#### [Collected data]
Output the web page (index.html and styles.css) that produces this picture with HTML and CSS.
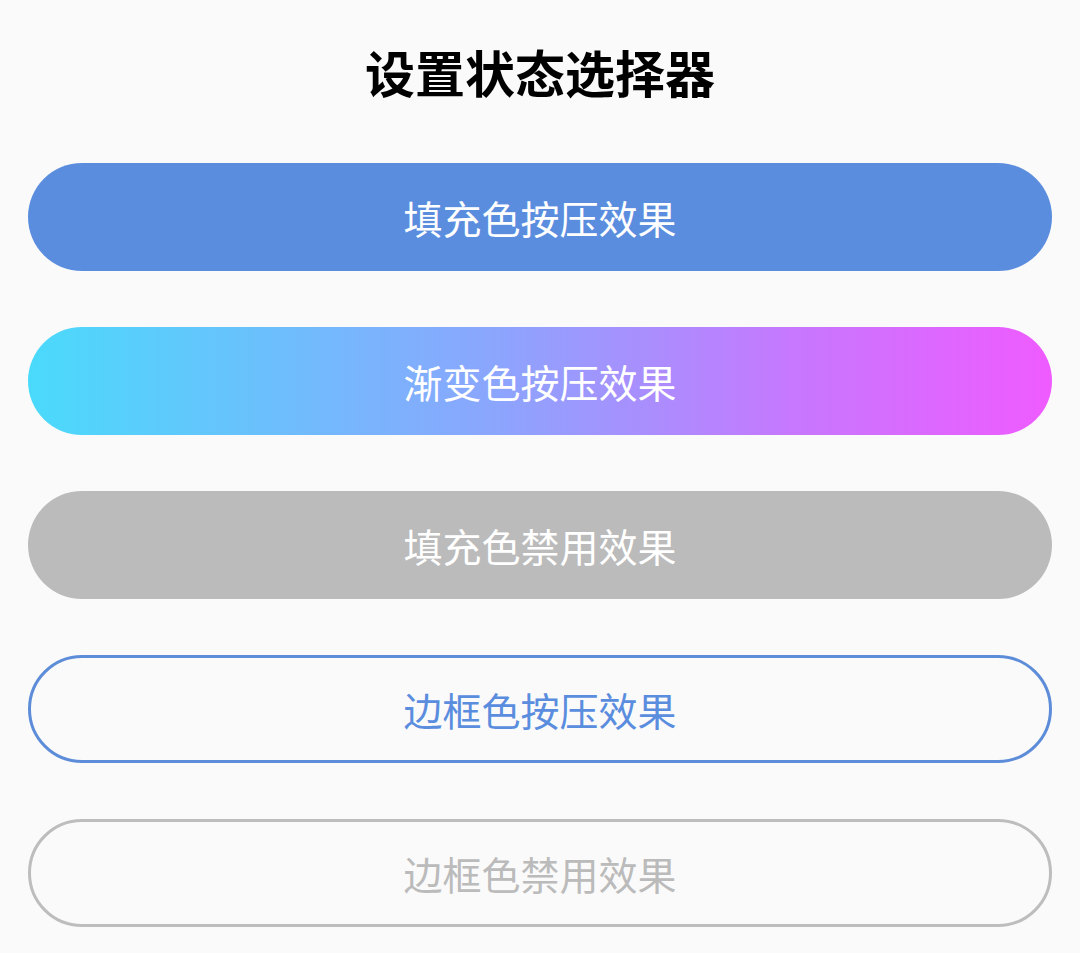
FILE: index.html
```html
<!DOCTYPE html>
<html lang="zh-CN">
<head>
<meta charset="utf-8">
<title>设置状态选择器</title>
<link rel="stylesheet" href="styles.css">
</head>
<body>
<main class="page">
  <h1 class="title">设置状态选择器</h1>
  <div class="buttons">
    <div class="btn btn-fill">填充色按压效果</div>
    <div class="btn btn-gradient">渐变色按压效果</div>
    <div class="btn btn-fill-disabled">填充色禁用效果</div>
    <div class="btn btn-outline">边框色按压效果</div>
    <div class="btn btn-outline-disabled">边框色禁用效果</div>
  </div>
</main>
</body>
</html>
```
FILE: styles.css
```css
html, body {
  margin: 0;
  padding: 0;
  background: #fafafa;
}
body {
  font-family: "Noto Sans CJK SC", "Noto Sans", sans-serif;
  width: 1080px;
  height: 953px;
  overflow: hidden;
}
.page {
  padding: 36px 28px 0;
}
.title {
  margin: 0 0 57px;
  height: 70px;
  line-height: 70px;
  font-size: 50px;
  font-weight: 700;
  text-align: center;
  color: #000;
}
.buttons {
  display: flex;
  flex-direction: column;
  gap: 56px;
}
.btn {
  box-sizing: border-box;
  height: 108px;
  border-radius: 54px;
  display: flex;
  align-items: center;
  justify-content: center;
  font-size: 39px;
  color: #fff;
}
.btn-fill {
  background: #5b8ddf;
}
.btn-gradient {
  background: linear-gradient(to right, #4adafb 0%, #8aa6fd 45%, #c777fe 75%, #ef5bff 100%);
}
.btn-fill-disabled {
  background: #bbbbbb;
}
.btn-outline {
  border: 3px solid #5d8dd8;
  color: #5b8ddf;
}
.btn-outline-disabled {
  border: 3px solid #bdbdbd;
  color: #bbbbbb;
}
```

#### [Job]
Every line above should be returned exactly; the pictures stay out.

#### [Solution]
Output the web page (index.html and styles.css) that produces this picture with HTML and CSS.
FILE: index.html
```html
<!DOCTYPE html>
<html lang="zh-CN">
<head>
<meta charset="utf-8">
<title>设置状态选择器</title>
<link rel="stylesheet" href="styles.css">
</head>
<body>
<main class="page">
  <h1 class="title">设置状态选择器</h1>
  <div class="buttons">
    <div class="btn btn-fill">填充色按压效果</div>
    <div class="btn btn-gradient">渐变色按压效果</div>
    <div class="btn btn-fill-disabled">填充色禁用效果</div>
    <div class="btn btn-outline">边框色按压效果</div>
    <div class="btn btn-outline-disabled">边框色禁用效果</div>
  </div>
</main>
</body>
</html>
```
FILE: styles.css
```css
html, body {
  margin: 0;
  padding: 0;
  background: #fafafa;
}
body {
  font-family: "Noto Sans CJK SC", "Noto Sans", sans-serif;
  width: 1080px;
  height: 953px;
  overflow: hidden;
}
.page {
  padding: 36px 28px 0;
}
.title {
  margin: 0 0 57px;
  height: 70px;
  line-height: 70px;
  font-size: 50px;
  font-weight: 700;
  text-align: center;
  color: #000;
}
.buttons {
  display: flex;
  flex-direction: column;
  gap: 56px;
}
.btn {
  box-sizing: border-box;
  height: 108px;
  border-radius: 54px;
  display: flex;
  align-items: center;
  justify-content: center;
  font-size: 39px;
  color: #fff;
}
.btn-fill {
  background: #5b8ddf;
}
.btn-gradient {
  background: linear-gradient(to right, #4adafb 0%, #8aa6fd 45%, #c777fe 75%, #ef5bff 100%);
}
.btn-fill-disabled {
  background: #bbbbbb;
}
.btn-outline {
  border: 3px solid #5d8dd8;
  color: #5b8ddf;
}
.btn-outline-disabled {
  border: 3px solid #bdbdbd;
  color: #bbbbbb;
}
```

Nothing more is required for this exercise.